The “illegal sanctions” became his favourite song. And again, it served him well. Every predicament the country faced was blamed on the “illegal sanctions.” While the sanctions did harm to the economy in considerable ways, Mugabe, and his government, got to a point where everything, literally everything, had to be blamed on sanctions.
Now enter the new man in town. President Mnangagwa has been a stark contrast to his predecessor. He has eschewed the anti-West rhetoric that was harsh. For Mnangagwa, Zimbabwe cannot remain an isolated state. It ostensibly hasn’t been splendid for the country, a country that has sunk in dire straits where even redemption seemed like a remote, alien possibility. How can you revive a decrepit economy without the help of the international community? Mnangagwa has rather adopted a conciliatory tone. His message is aimed at restoring frosty and fragile relationships between Zimbabwe and the West.
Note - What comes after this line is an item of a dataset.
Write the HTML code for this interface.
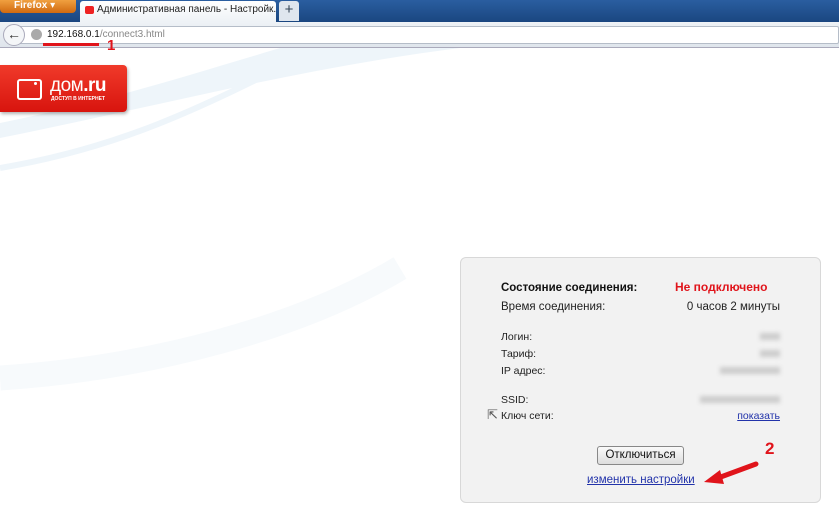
<!DOCTYPE html>
<html><head><meta charset="utf-8"><style>
*{margin:0;padding:0;box-sizing:border-box}
body{width:839px;height:530px;overflow:hidden;background:#fff;font-family:"Liberation Sans","DejaVu Sans",sans-serif;position:relative}
.abs{position:absolute}
.t{font-size:11px;color:#222}
.r{position:absolute;right:59px;text-align:right}
</style></head><body>
<div class="abs" style="left:0;top:0;width:839px;height:22px;background:linear-gradient(#2a5ea0,#1a4680)"></div>
<div class="abs" style="left:0;top:0;width:76px;height:13px;background:linear-gradient(#f0a040,#d06a10);border-radius:0 0 4px 4px;color:#fff;font-size:10px;font-weight:bold;padding-left:14px;line-height:12px">Firefox ▾</div>
<div class="abs" style="left:80px;top:1px;width:196px;height:21px;background:linear-gradient(#fff,#eef2f6);border-radius:3px 3px 0 0;font-size:10px;color:#222;line-height:18px;padding-left:17px;white-space:nowrap;overflow:hidden">Административная панель - Настройк...</div>
<div class="abs" style="left:85px;top:6px;width:9px;height:8px;background:#e22;border-radius:2px"></div>
<div class="abs" style="left:279px;top:1px;width:20px;height:20px;background:#dfe6ee;border-radius:3px 3px 0 0;text-align:center;font-size:15px;line-height:18px;color:#345">+</div>
<div class="abs" style="left:0;top:22px;width:839px;height:26px;background:linear-gradient(#eef2f6,#dfe5ec);border-bottom:1px solid #aab"></div>
<div class="abs" style="left:18px;top:26px;width:821px;height:18px;background:#fff;border:1px solid #b5bdc8;border-radius:2px"></div>
<div class="abs" style="left:3px;top:24px;width:22px;height:22px;border-radius:50%;background:#f4f6f8;border:1px solid #aab;font-size:14px;line-height:19px;text-align:center;color:#333;font-weight:bold">←</div>
<div class="abs" style="left:31px;top:29px;width:11px;height:11px;border-radius:50%;background:#aaa"></div>
<div class="abs" style="left:47px;top:29px;font-size:10px;color:#111;line-height:12px">192.168.0.1<span style="color:#888">/connect3.html</span></div>
<div class="abs" style="left:43px;top:43px;width:56px;height:3px;background:#e0141b"></div>
<div class="abs" style="left:107px;top:37px;font-size:15px;font-weight:bold;color:#e0141b">1</div>
<svg class="abs" style="left:0;top:48px" width="839" height="420"><path d="M0 90 C150 60 300 20 460 0 L280 0 C180 30 100 55 0 75Z" fill="#eaf3f9" opacity=".8"/><path d="M0 120 C120 100 200 60 300 10" stroke="#eef5fa" stroke-width="6" fill="none"/><path d="M0 330 C150 320 300 280 400 220" stroke="#f7fafc" stroke-width="25" fill="none"/></svg>
<div class="abs" style="left:0;top:65px;width:127px;height:47px;background:linear-gradient(#f03a2a,#d8140e);border-radius:0 4px 4px 0;box-shadow:1px 2px 3px rgba(0,0,0,.3)"></div>
<div class="abs" style="left:17px;top:79px;width:25px;height:21px;border:2px solid #fff;border-radius:3px"></div>
<div class="abs" style="left:34px;top:82px;width:3px;height:3px;background:#fff;border-radius:50%"></div>
<div class="abs" style="left:50px;top:76px;color:#fff;font-size:19px;line-height:20px;letter-spacing:-.5px">дом<b>.ru</b></div>
<div class="abs" style="left:51px;top:96px;color:#fff;font-size:5px;font-weight:bold">ДОСТУП В ИНТЕРНЕТ</div>
<div class="abs" style="left:460px;top:257px;width:361px;height:246px;background:#f2f2f2;border:1px solid #d8d8d8;border-radius:6px"></div>
<div class="abs" style="left:501px;top:282px;font-size:11.5px;font-weight:bold;color:#111">Состояние соединения:</div>
<div class="abs" style="left:675px;top:280px;font-size:12px;font-weight:bold;color:#e0141b">Не подключено</div>
<div class="abs" style="left:501px;top:301px;font-size:11.5px;color:#222">Время соединения:</div>
<div class="r" style="top:301px;font-size:11.5px;color:#222">0 часов 2 минуты</div>
<div class="abs t" style="left:501px;top:331px;font-size:10.5px">Логин:</div>
<div class="abs t" style="left:501px;top:348px;font-size:10.5px">Тариф:</div>
<div class="abs t" style="left:501px;top:365px;font-size:10.5px">IP адрес:</div>
<div class="abs t" style="left:501px;top:394px;font-size:10.5px">SSID:</div>
<div class="abs t" style="left:501px;top:410px;font-size:10.5px">Ключ сети:</div>
<div class="abs" style="left:760px;top:333px;width:20px;height:7px;background:#ccc;filter:blur(2px)"></div>
<div class="abs" style="left:760px;top:350px;width:20px;height:7px;background:#ccc;filter:blur(2px)"></div>
<div class="abs" style="left:720px;top:367px;width:60px;height:7px;background:#ccc;filter:blur(2px)"></div>
<div class="abs" style="left:700px;top:396px;width:80px;height:7px;background:#ccc;filter:blur(2px)"></div>
<div class="r" style="top:410px;font-size:10.5px;color:#2233aa;text-decoration:underline">показать</div>
<div class="abs" style="left:487px;top:407px;font-size:13px;color:#555">⇱</div>
<div class="abs" style="left:597px;top:446px;width:87px;height:19px;background:linear-gradient(#fafafa,#ddd);border:1px solid #888;border-radius:3px;font-size:11.5px;text-align:center;line-height:17px;color:#111">Отключиться</div>
<div class="abs" style="left:587px;top:474px;font-size:11.5px;color:#2233aa;text-decoration:underline">изменить настройки</div>
<div class="abs" style="left:765px;top:439px;font-size:17px;font-weight:bold;color:#e0141b">2</div>
<svg class="abs" style="left:700px;top:460px" width="60" height="30"><path d="M56 4 L18 18" stroke="#e0141b" stroke-width="5" stroke-linecap="round"/><path d="M4 22 L20 10 L24 24Z" fill="#e0141b"/></svg>
</body></html>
Ever notice how Mnangagwa has not used the sanctions as a scapegoat for the country’s demise? He has shifted from the sanctions rhetoric, rather, admitting in South Africa that Zimbabwe is 15-20 years behind and it needs to catch up. Now can you put that in the same category with Robert Mugabe’s utterances that Zimbabwe is the second most developed country in Africa after South Africa?
Emmerson Mnangagwa’s infant presidency already shows a lot of differences between him and Robert Mugabe, who he has held with great reverence, even referring to him “like a father.” The incumbent does not have a flair of oratory excellence, as compared to his former master. His ability lies in executing tasks well. Which is what made him ZANU-PF’s water carrier. Now Zimbabweans are waiting for this promised action to turn into reality. For Mugabe, it was all talk and talk and talk. Perhaps God gave the man the gift of eloquence.
Let’s talk about white farms. It is there for everyone to see. Under Mugabe, farms were expropriated from their rightful owners often through unlawful means and using force. Political connections in most cases were all one needed. Already, some who have had their farms taken from them through unlawful invasions have seen these return to their hands. When Mnangagwa was still the Vice-President, he heard the case of Rob Smart, whose farm was taken by a cleric through force. Probably Mugabe’s presence hindered him from intervening, because now that he is president, he immediately took action.
Just a recent one. Mugabe was known not to have any problem with the enforcement of price control. And every Zimbabwean bears testimony to the detrimental effects that were brought by these. The period 2006-7 remains infamous for price controls. Following the recent price hikes by some retailers in the country, Mnangagwa openly said that he does not support price controls. He obviously knows the devastating effects of taking that path.
For all we could say, one would still go back to the root problem: Mnangagwa was part of the Mugabe government for 37 years, so why the fuss? Times change. Okay, we know he could preserve some things from the old system, but remember there are elections.
This is evident beyond any reasonable doubt. President Emmerson Mnangagwa is different from his predecessor, Robert Mugabe. The reason for the differences are on many facets, but well, the fellas are different.